What the 5% do differently
The successful pattern is almost mechanical. It is not clever. It is disciplined.
- They pick one bounded, high-value use case. Not a portfolio of five experiments — one workflow that, if automated or augmented, moves a metric the business already cares about. Depth over breadth.
- They write down the baseline and the target before building. “This process currently takes 14 minutes per case at a 9% error rate; we are targeting under 4 minutes at under 5%.” Now the project is falsifiable. Now ROI is provable.
- They assign one accountable owner. A named person whose objectives include the outcome, with the authority to make decisions and the budget to finish.
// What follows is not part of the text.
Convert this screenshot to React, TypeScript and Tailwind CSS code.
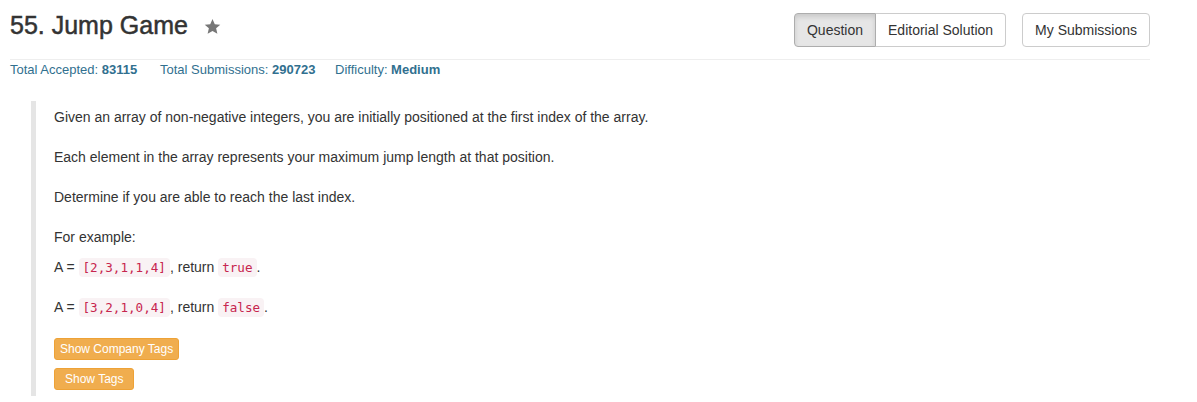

- They invest in data and evaluation before scaling. They fix the data for the one use case, build a golden evaluation set, and only expand once the first system is measurably working.
- They treat the pilot as a production candidate from day one. Monitoring, logging, security, and oversight are designed in, not bolted on. The pilot either becomes the product or proves it should not — both are useful outcomes.
The partner effect
One finding from the data is worth dwelling on: engagements involving external partners succeeded about 67% of the time, versus 33% for internal-only efforts. That is not an advertisement for consultants — it is a clue about why projects succeed. Outside partners tend to force the unglamorous discipline that internal teams skip: they insist on a baseline, they scope ruthlessly, they will not start without an owner, and they have seen enough pilots die to refuse to build one that cannot reach production. The value is the discipline, not the headcount. A disciplined internal team beats an undisciplined partner every time.
A test you can run this week
Take any AI project currently running in your organisation and ask four questions:
- What is the baseline metric, written down, from before the project started?
- Who is the single accountable owner, by name?
- What is the target number, and by when?
- Is there a path to production, or is this a permanent pilot?
If you cannot answer all four crisply, the project is statistically in the 95%. The good news is that every one of those gaps is fixable in a week, before more money goes in. The failure rate is high not because AI does not work, but because most organisations skip the cheap, dull discipline that makes it pay. The 5% simply did the homework first.